To better understand the proposed method, we analyzed it in two aspects: the effect of part alignment, and the effect of DropParts.

5.1. Effect of Part Alignment

The analysis is performed on DukeMTMC-ReID dataset [9]. The proposed network is compared with two networks, 34-layer Resnet network and four-branch parts fusion network without DropParts. The architectures are as follows:

(1) BASE network architecture: Branch01 in Table 1, including input, conv1, res2, res3, res4, res5, pool5, F_fuse and Softmax layers.

(2) ALIGN network architecture: same as architecture in Table 1 but without scaled_pool5 layer; when meeting part occlusion, a zero patch is used to replace it.

(3) ALIGN +DROP network architecture: same as architecture in Table 1.

In this experiment, we report the loss curve during training and CMC curve to evaluate the performances of three networks above.
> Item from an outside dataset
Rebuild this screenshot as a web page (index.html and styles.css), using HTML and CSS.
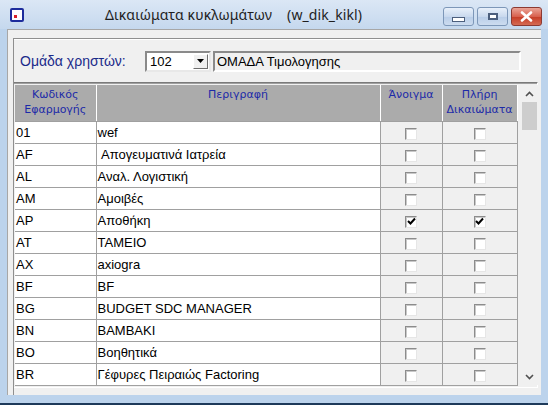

From Figure 6a, we can see that after 13000 iterations of training, the losses of ALIGN and ALIGN +DROP network reach the very low level (<0.02) while the loss of BASE network is above 0.12, which signifies under-fitting of BASE network. As a result, seen from Figure 6b, rank-1 accuracy of BASE network is lower than of ALIGN and ALIGN +DROP by almost 19%, and CMC curves of ALIGN and ALIGN +DROP networks are above the CMC curve of BASE network all the time. As seen from the loss curves and CMC curves, the addition of part alignment and feature fusion result in significant improvement in the person re-identification performance.

5.2. Effect of DropParts

We analyzed the role of DropParts by comparing ALIGN with the ALIGN +DROP network. In Figure 6a, the loss of the ALIGN network can be very low, but the loss of ALIGN +DROP network is even lower, i.e., below 0.01. Another point is that the losses of ALIGN +DROP network during training are more stable than ones of ALIGN network which oscillate even at the end of training. These two points signify well-fitting and easy training of ALIGN +DROP network. This validates the first function of the DropParts method that it makes the four-branch convolutional neural network work properly when part missing occurs.

In Figure 6b, CMC curve of ALIGN +DROP network is always above the CMC curve of BASE network. The addition of DropParts results in improvement in the training and recognition performance of person re-identification, by 1.37% at rank-1.

In order to further analyze the role of DropParts, we investigate the performances on samples with missing part. Table 6 demonstrates statistics of part missing on Market-1501 [8], CUHK03 [17] and DukeMTMC-reID [9] datasets. As seen from Table 6, part missing does not always occur.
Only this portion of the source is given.